Boston Celtics legend Bill Russell, who won 11 NBA titles and was a giant when it came to social justice, died Sunday at 88, his family said.
“We hope each of us can find a new way to act or speak up with Bill’s uncompromising, dignified, and always constructive commitment to principle,” the family said.
A Hall of Famer, five-time Most Valuable Player, and 12-time All-Star, Russell was voted the greatest player in the NBA history by basketball writers in 1980.
Professional sports has never seen a greater winner before nor since. Russell won 11 championships in his just 13 seasons as a professional player. That is crazy when you really think of it , the NBA named its Finals MVP award in his honor.
NBA commissioner Adam Silver called Russell “the greatest champion in all of team sports.”

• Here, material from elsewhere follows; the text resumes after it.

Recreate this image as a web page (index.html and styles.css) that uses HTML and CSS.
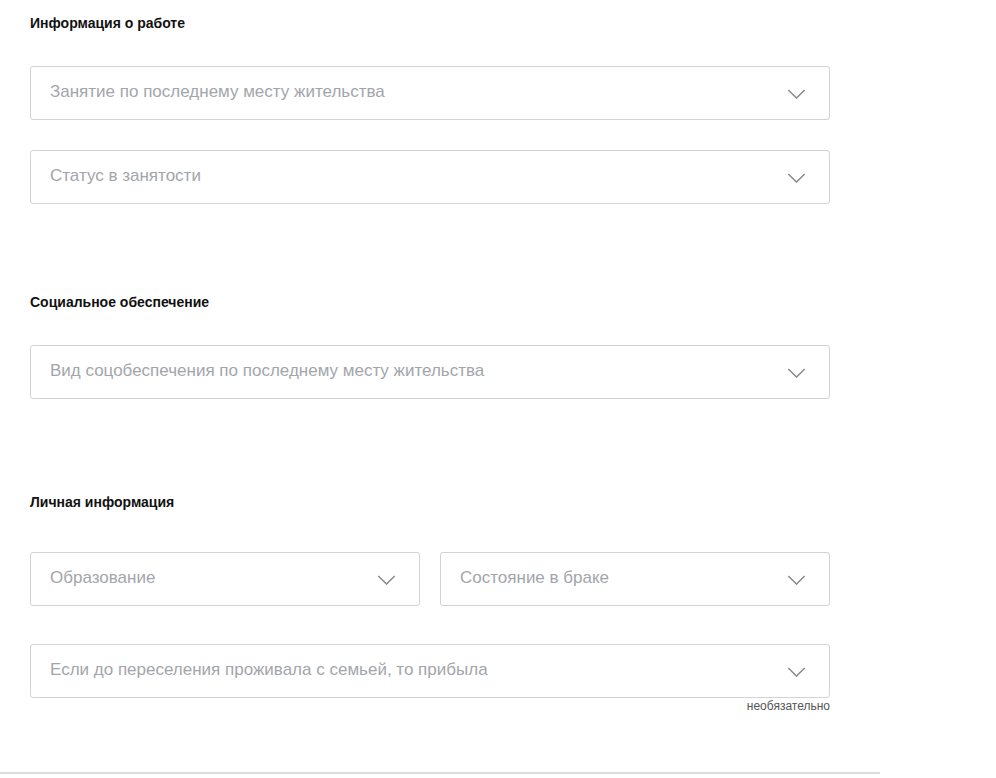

I am more proud of the champion Russell was off the court. We have all seen the iconic photo of the black power Summit, with Russell, Alcindor, Jim Brown among others. Russell was a champion for social justice. He fought the biggest fight of his life and he won at that too. Four years ago I spoke with author Gary Pomerantz on my radio show, who filled me in on the hate Russell had to deal with while playing for the Celtics in his book “The Last Pass” . The book was about Celtic teammate Bob Cousy who was aware of the racism Russell felt and his regret for not supporting his black teammate more. Yes, you had people in the very city he was winning championships for who still thought of him as less of a man because of the color of his skin. Through it all he persevered. I encourage everyone to listen to Gary tell the truth about what Bill Russell fought while winning championships in Boston. He carried a whole city on his back while fighting America’s biggest sickness. Racism, a fight that continues today. All of us should thank Bill Russell today.